GOAL => Give only the number of lines that include the string "index".

-- Start GIVEN MATERIAL --

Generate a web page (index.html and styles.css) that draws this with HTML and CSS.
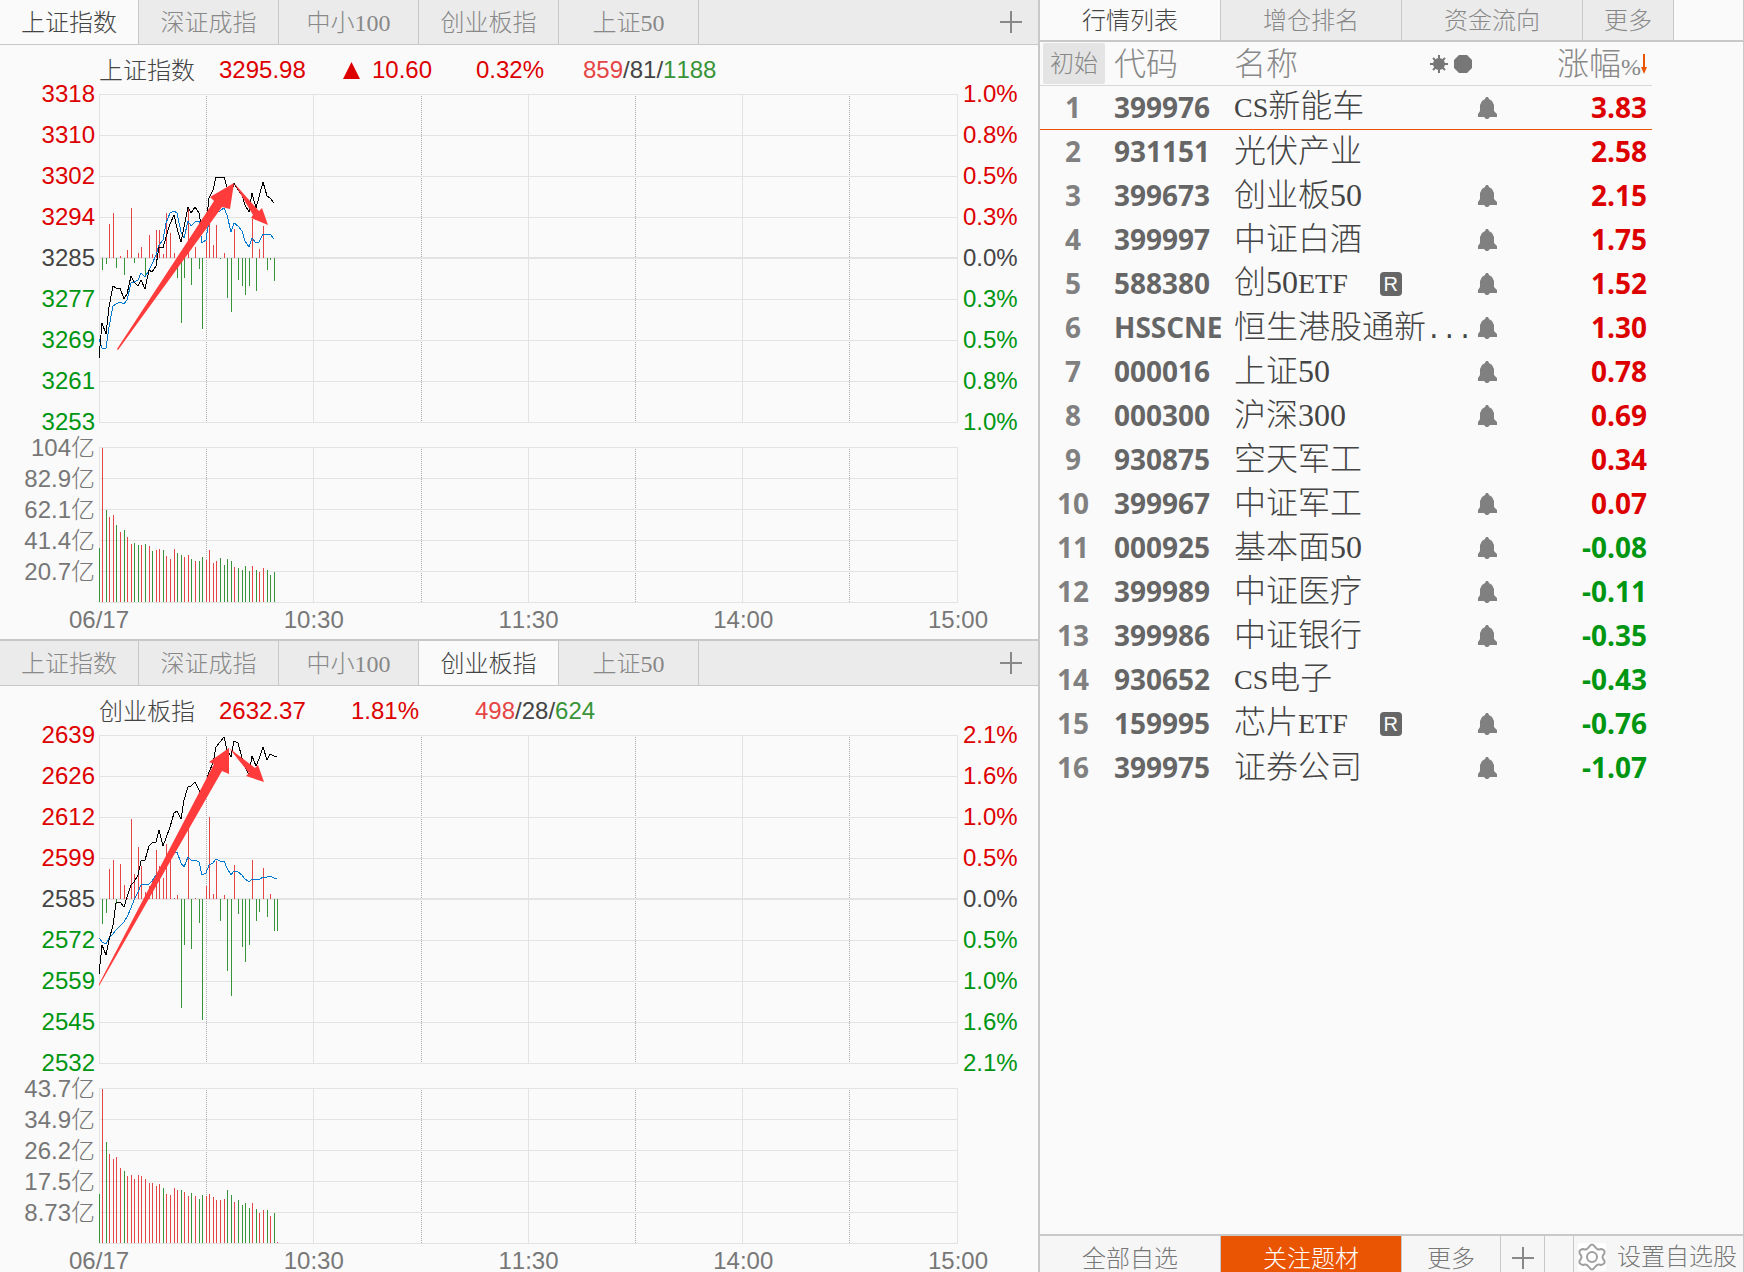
FILE: index.html
```html
<!DOCTYPE html>
<html lang="zh-CN">
<head>
    <meta charset="UTF-8">
    <meta name="viewport" content="width=device-width, initial-scale=1.0">
    <title>自选股行情</title>
    <link rel="stylesheet" href="styles.css">
</head>
<body>

<svg class="defs" width="0" height="0">
    <symbol id="bell" viewBox="0 0 20 24">
        <path d="M9 1h2l1 2 3 2 2 4v6l3 3v3h-7l-2 2H9l-2-2H1v-3l2-3V9l2-4 3-2z"/>
    </symbol>
    <symbol id="plus" viewBox="0 0 22 22">
        <path d="M10 0h2v10h10v2H12v10h-2V12H0v-2h10z"/>
    </symbol>
</svg>

<div class="app">
    <main class="charts">
        <!-- 上证指数 -->
        <section class="panel">
            <nav class="tabs">
                <button class="active">上证指数</button>
                <button>深证成指</button>
                <button>中小100</button>
                <button>创业板指</button>
                <button>上证50</button>
                <button class="add" aria-label="添加"><svg><use href="#plus"/></svg></button>
            </nav>
            <div class="quote">
                <span class="name">上证指数</span>
                <span class="price up">3295.98</span>
                <span class="change up"><svg class="arrow" viewBox="0 0 17 17"><path d="M8.500 0L17 17H0z"/></svg>10.60</span>
                <span class="percent up">0.32%</span>
                <span class="count"><i class="rise">859</i>/81/<i class="fall">1188</i></span>
            </div>
            <div class="chart" id="chartSh"></div>
        </section>

        <!-- 创业板指 -->
        <section class="panel">
            <nav class="tabs">
                <button>上证指数</button>
                <button>深证成指</button>
                <button>中小100</button>
                <button class="active">创业板指</button>
                <button>上证50</button>
                <button class="add" aria-label="添加"><svg><use href="#plus"/></svg></button>
            </nav>
            <div class="quote short">
                <span class="name">创业板指</span>
                <span class="price up">2632.37</span>
                <span class="percent up">1.81%</span>
                <span class="count"><i class="rise">498</i>/28/<i class="fall">624</i></span>
            </div>
            <div class="chart" id="chartCy"></div>
        </section>
    </main>

    <aside class="market">
        <nav class="market-tabs">
            <button class="active">行情列表</button>
            <button>增仓排名</button>
            <button>资金流向</button>
            <button class="more">更多</button>
        </nav>

        <div class="list">
            <table>
                <colgroup>
                    <col class="c-idx"><col class="c-code"><col class="c-name"><col class="c-bell"><col>
                </colgroup>
                <thead>
                    <tr>
                        <th class="idx"><button class="reset">初始</button></th>
                        <th>代码</th>
                        <th>
                            <div class="name-head">名称
                                <svg width="42" height="20" viewBox="0 0 42 20">
                                    <circle cx="9" cy="10" r="6"/>
                                    <path d="M9 1v18M0 10h18M3 4l12 12M15 4L3 16" stroke="#777" stroke-width="2"/>
                                    <path d="M29 1h8l5 5v8l-5 5h-8l-5-5V6z"/>
                                </svg>
                            </div>
                        </th>
                        <th></th>
                        <th class="chg">涨幅<small>%</small><svg width="6" height="22" viewBox="0 0 6 22"><path fill="#ea5504" d="M2 1h2v13h2l-3 7-3-7h2z"/></svg></th>
                    </tr>
                </thead>
                <tbody id="stockList"></tbody>
            </table>
        </div>

        <footer class="groups">
            <button>全部自选</button>
            <button class="active">关注题材</button>
            <button class="more">更多</button>
            <button class="new" aria-label="新建分组"><svg><use href="#plus"/></svg></button>
            <a class="settings" href="#">
                <svg width="28" height="28" viewBox="0 0 28 28" fill="none" stroke="#a0a0a0" stroke-width="2">
                    <path d="M11 4q3-5 6 0l2 2q2 1 4 0 5 1 3 5-3 3 0 6 2 4-3 5-2-1-4 0l-2 2q-3 5-6 0l-2-2q-2-1-4 0-5-1-3-5 3-3 0-6-2-4 3-5 2 1 4 0z"/>
                    <circle cx="14" cy="14" r="5"/>
                </svg>设置自选股
            </a>
        </footer>
    </aside>
</div>

<script>
    // 行情列表: 代码, 名称, 涨幅, 提醒, 标记
    const stocks = [
        ['399976', '<span class="latin">CS</span>新能车', 3.83, 1],
        ['931151', '光伏产业', 2.58, 0],
        ['399673', '创业板50', 2.15, 1],
        ['399997', '中证白酒', 1.75, 1],
        ['588380', '创50<span class="latin">ETF</span>', 1.52, 1, 'R'],
        ['HSSCNE', '恒生港股通新<span class="dots">...</span>', 1.30, 1],
        ['000016', '上证50', 0.78, 1],
        ['000300', '沪深300', 0.69, 1],
        ['930875', '空天军工', 0.34, 0],
        ['399967', '中证军工', 0.07, 1],
        ['000925', '基本面50', -0.08, 1],
        ['399989', '中证医疗', -0.11, 1],
        ['399986', '中证银行', -0.35, 1],
        ['930652', '<span class="latin">CS</span>电子', -0.43, 0],
        ['159995', '芯片<span class="latin">ETF</span>', -0.76, 1, 'R'],
        ['399975', '证券公司', -1.07, 1]
    ];

    document.getElementById('stockList').innerHTML = stocks.map(([code, name, chg, bell, mark], i) => `
        <tr class="${i === 0 ? 'selected' : ''}">
            <td class="idx">${i + 1}</td>
            <td class="code">${code}</td>
            <td class="stock">${name}${mark ? `<span class="mark">${mark}</span>` : ''}</td>
            <td class="bell">${bell ? '<svg><use href="#bell"/></svg>' : ''}</td>
            <td class="chg ${chg > 0 ? 'up' : 'down'}">${chg.toFixed(2)}</td>
        </tr>`).join('');

    const W = 859, H = 329, VH = 156;
    const times = ['06/17', '10:30', '11:30', '14:00', '15:00'];

    // 第 k 分钟的横坐标
    function minuteX(k) {
        return Math.floor(k * 3.575);
    }

    function rect(x, y, w, h, cls) {
        return `<rect x="${x}" y="${y}" width="${w}" height="${h}" class="${cls}"/>`;
    }

    // 网格
    function grid(h, step) {
        let s = '';
        for (let i = 0; i <= 8; i++) {
            const x = Math.round(i * 107.2);
            s += i % 2 ? `<path class="dash" d="M${x + 0.5} 2V${h}"/>` : rect(x, 0, 1, h, 'line');
        }
        for (let y = 0; y < h; y += step) s += rect(0, y, W, 1, 'line');
        return s;
    }

    // 柱线, 正数为红, 负数为绿
    function bars(data, base, upDown) {
        return data.map((v, k) => {
            const y = v < 0 && upDown ? base : base - Math.abs(v);
            return v ? rect(minuteX(k), y, 1, Math.abs(v), v > 0 ? 'rise' : 'fall') : '';
        }).join('');
    }

    function line(data, cls) {
        return `<polyline class="${cls}" points="${data.map((y, k) => minuteX(k) + ',' + y).join(' ')}"/>`;
    }

    function labels(list, cls) {
        return `<div class="${cls}">` + list.map((t, i) => {
            const c = cls === 'vol-axis' ? '' : i < 4 ? 'up' : i > 4 ? 'down' : '';
            return `<span class="${c}">${t}</span>`;
        }).join('') + '</div>';
    }

    function drawChart(id, d) {
        document.getElementById(id).innerHTML =
            labels(d.prices, 'price-axis') +
            `<svg class="plot" viewBox="0 0 ${W} ${H}" preserveAspectRatio="none">
                ${grid(H, 41)}${rect(0, 163, W, 2, 'line')}
                ${bars(d.force, 164, true)}
                ${line(d.avg, 'avg')}${line(d.now, 'now')}
                ${d.arrows.map(p => `<polygon class="trend" points="${p}"/>`).join('')}
            </svg>` +
            labels(d.percents, 'percent-axis') +
            labels(d.volumes, 'vol-axis') +
            `<svg class="plot vol" viewBox="0 0 ${W} ${VH}" preserveAspectRatio="none">
                ${grid(VH, 31)}${bars(d.volume, 155, false)}
            </svg>
            <div class="time-axis">${times.map(t => `<span>${t}</span>`).join('')}</div>`;
    }

    drawChart('chartSh', {
        prices: [3318, 3310, 3302, 3294, 3285, 3277, 3269, 3261, 3253],
        percents: ['1.0%', '0.8%', '0.5%', '0.3%', '0.0%', '0.3%', '0.5%', '0.8%', '1.0%'],
        volumes: ['104亿', '82.9亿', '62.1亿', '41.4亿', '20.7亿'],
        now: [264,229,240,213,192,194,194,205,200,182,188,192,186,195,176,178,172,153,154,143,130,121,134,148,133,
            113,119,113,119,138,133,104,96,83,83,83,93,100,89,96,101,111,118,99,114,103,88,102,104,109],
        avg: [245,254,254,233,212,210,208,210,206,189,188,186,179,183,176,170,161,151,146,129,119,117,119,138,144,
            127,132,128,127,149,146,126,121,118,117,114,121,138,129,132,137,147,153,144,149,148,140,140,140,145],
        force: [0,-12,-6,34,45,-10,2,-17,8,50,-5,5,11,-19,23,4,28,28,4,45,25,5,-20,-65,-20,
            50,-27,11,-11,-71,17,39,13,33,-1,5,-40,-54,29,-22,-28,-37,-28,39,-33,9,32,-12,-2,-23],
        volume: [-54,154,-92,85,87,-77,70,-72,65,58,-59,-57,57,-58,56,-51,52,53,-52,46,43,53,-49,-47,45,
            47,-43,41,-41,-45,42,52,39,41,-44,-37,-43,-41,35,-34,-32,-36,-31,36,-32,30,34,-32,-27,-30],
        arrows: ['18,255 115,107 111,103 135,89 131,115 123,113 19,256', '135,89 160,117 163,114 169,131 152,124 154,121']
    });

    drawChart('chartCy', {
        prices: [2639, 2626, 2612, 2599, 2585, 2572, 2559, 2545, 2532],
        percents: ['2.1%', '1.6%', '1.0%', '0.5%', '0.0%', '0.5%', '1.0%', '1.6%', '2.1%'],
        volumes: ['43.7亿', '34.9亿', '26.2亿', '17.5亿', '8.73亿'],
        now: [239,210,220,205,190,168,167,172,162,150,147,140,126,125,111,108,107,95,111,103,92,78,76,84,65,
            52,51,47,55,63,47,37,28,12,7,2,15,22,6,8,23,32,40,21,31,24,12,25,19,21,22],
        avg: [203,207,209,203,199,195,191,187,182,173,165,157,150,149,149,146,140,137,132,127,122,118,117,128,132,
            122,125,125,127,140,138,130,128,124,126,126,133,140,136,137,140,144,147,144,144,145,142,142,141,143,144],
        force: [0,-25,-14,30,39,-5,35,14,1,80,25,52,33,7,13,18,49,33,21,55,46,1,4,-109,-46,
            73,-50,1,-24,-121,13,82,5,38,-22,4,-72,-97,34,-15,-48,-63,-46,39,-22,-13,31,-18,5,-32,-32],
        volume: [-49,154,-101,89,84,86,75,-72,67,68,64,68,67,64,60,60,57,59,-55,49,48,55,53,-53,51,
            47,-50,47,-44,-48,47,49,46,43,43,44,-53,-48,41,-43,-38,-40,-35,40,-34,30,33,-33,27,-30,1],
        arrows: ['0,249 115,29 110,27 130,13 130,39 123,36 0,251', '130,13 156,33 159,30 165,47 147,41 150,38']
    });
</script>

</body>
</html>
```
FILE: styles.css
```css
* {
    box-sizing: border-box;
}
body {
    margin: 0;
    background: #fafafa;
    color: #444;
    font-family: "Liberation Serif", "Noto Sans CJK SC", serif;
    font-size: 24px;
    font-weight: 300;
    font-kerning: none;
}
button {
    margin: 0;
    padding: 0 0 3px;
    border: 0;
    background: none;
    color: #888;
    font: inherit;
    cursor: pointer;
}
.defs { position: absolute; }
.up { color: #d00; }
.down { color: #009611; }

.app {
    display: flex;
    height: 100vh;
    overflow: hidden;
}

/* 左侧分时图 */
.charts {
    flex: 1;
    min-width: 0;
}
.panel {
    border-bottom: 2px solid #c8c8c8;
}
.tabs {
    display: flex;
    height: 45px;
    background: #ebebeb;
    border-bottom: 1px solid #c8c8c8;
}
.tabs button {
    width: 140px;
    border-right: 1px solid #c8c8c8;
}
.tabs button:first-child { width: 139px; }
.tabs .active, .market-tabs .active {
    background: #fafafa;
    color: #444;
}
.tabs .add {
    width: 54px;
    margin-left: auto;
    padding: 0;
    border: 0;
}
.add svg, .new svg {
    display: block;
    width: 22px;
    height: 22px;
    margin: 0 auto;
    fill: #888;
}

.quote {
    display: flex;
    align-items: center;
    height: 49px;
    padding-left: 99px;
    font-family: "Liberation Sans", "Noto Sans CJK SC", sans-serif;
    font-weight: 400;
}
.quote .name {
    width: 120px;
    padding-bottom: 2px;
    font-weight: 300;
}
.price { width: 124px; }
.change { width: 133px; }
.percent { width: 107px; }
.short .price { width: 132px; }
.short .percent { width: 124px; }
.arrow {
    width: 17px;
    height: 17px;
    margin-right: 12px;
    fill: #d00;
    vertical-align: -1px;
}
.count i { font-style: normal; }
.count .rise { color: #e64545; }
.count .fall { color: #389438; }

.chart {
    display: grid;
    grid-template-columns: 99px 1fr 80px;
    font-family: "Liberation Sans", "Noto Sans CJK SC", sans-serif;
    font-weight: 400;
}
.plot {
    display: block;
    width: 100%;
    height: 329px;
    shape-rendering: crispEdges;
}
.plot.vol { height: 156px; }
.price-axis, .percent-axis, .vol-axis {
    display: flex;
    flex-direction: column;
}
.price-axis, .percent-axis {
    margin: -21px 0 5px;
    line-height: 41px;
}
.price-axis, .vol-axis {
    padding-right: 4px;
    text-align: right;
}
.percent-axis { padding-left: 5px; }
.vol-axis {
    margin-top: -15px;
    color: #777;
    font-weight: 300;
    line-height: 31px;
}
.time-axis {
    display: flex;
    justify-content: space-between;
    grid-column: 2;
    height: 36px;
    margin: 0 -40px;
    color: #777;
    line-height: 34px;
}
.time-axis span {
    width: 80px;
    text-align: center;
}

.plot .line { fill: #e3e3e3; }
.plot .dash {
    stroke: #aaa;
    stroke-dasharray: 1 1;
}
.plot .rise { fill: #e64545; }
.plot .fall { fill: #389438; }
.plot polyline { fill: none; }
.plot .now { stroke: #000; }
.plot .avg { stroke: #0078d0; }
.plot .trend {
    fill: #ff3b3b;
    shape-rendering: auto;
}

/* 右侧行情列表 */
.market {
    display: flex;
    flex-direction: column;
    width: 706px;
    border-left: 2px solid #c8c8c8;
    border-right: 1px solid #c8c8c8;
}
.market-tabs {
    display: flex;
    height: 42px;
    border-bottom: 2px solid #c8c8c8;
}
.market-tabs button {
    width: 181px;
    background: #ebebeb;
    border-right: 1px solid #c8c8c8;
}
.market-tabs .more { width: 91px; }

.list {
    flex: 1;
    min-height: 0;
    overflow: hidden;
}
table {
    width: 612px;
    table-layout: fixed;
    border-spacing: 0;
}
.c-idx { width: 66px; }
.c-code { width: 120px; }
.c-name { width: 246px; }
.c-bell { width: 30px; }
th, td {
    height: 44px;
    padding: 0 0 0 8px;
    text-align: left;
    white-space: nowrap;
    line-height: 36px;
}
td { padding-bottom: 2px; }
th {
    border-bottom: 1px solid #d8d8d8;
    color: #888;
    font-size: 32px;
    font-weight: 300;
}
.idx {
    padding-left: 0;
    text-align: center;
}
.reset {
    display: block;
    width: 62px;
    height: 41px;
    margin-left: 3px;
    padding: 0;
    background: #e4e4e4;
    border-radius: 2px;
    font-size: 24px;
}
.name-head {
    display: flex;
    align-items: center;
    justify-content: space-between;
    fill: #777;
}
th small {
    font-size: 24px;
    line-height: 1;
}
.selected td { border-bottom: 1px solid #ea5504; }
td.idx, .code, td.chg {
    font-family: "Open Sans", sans-serif;
    font-size: 28px;
    font-weight: 700;
}
td.idx { color: #808080; }
.code { color: #666; }
.stock { font-size: 32px; }
.latin { font-size: 28px; }
.dots {
    font-family: "Liberation Mono", monospace;
    font-size: 26px;
    line-height: 1;
}
.chg {
    padding-right: 5px;
    text-align: right;
}
.mark {
    display: inline-block;
    width: 22px;
    height: 24px;
    margin-left: 32px;
    border-radius: 4px;
    background: #666;
    color: #fff;
    font: 20px/24px "Liberation Sans", sans-serif;
    text-align: center;
    vertical-align: 2px;
}
.bell { padding: 0; }
.bell svg {
    display: block;
    width: 20px;
    height: 24px;
    margin: 0 auto;
    fill: #808080;
}

.groups {
    display: flex;
    height: 38px;
    overflow: hidden;
    border-top: 2px solid #c8c8c8;
    background: #f6f6f6;
}
.groups button {
    width: 181px;
    height: 44px;
    border-right: 1px solid #c8c8c8;
    color: #777;
}
.groups .active {
    background: #ea5504;
    color: #fff;
}
.groups .more { width: 99px; }
.groups .new {
    width: 44px;
    padding: 0;
}
.settings {
    display: flex;
    align-items: center;
    gap: 11px;
    height: 42px;
    margin-left: auto;
    padding: 0 6px 0 4px;
    border-left: 1px solid #c8c8c8;
    color: #777;
    line-height: 36px;
    text-decoration: none;
}
.settings svg { background: #fff; }
```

-- End GIVEN MATERIAL --

RESULT OF THE TASK => 2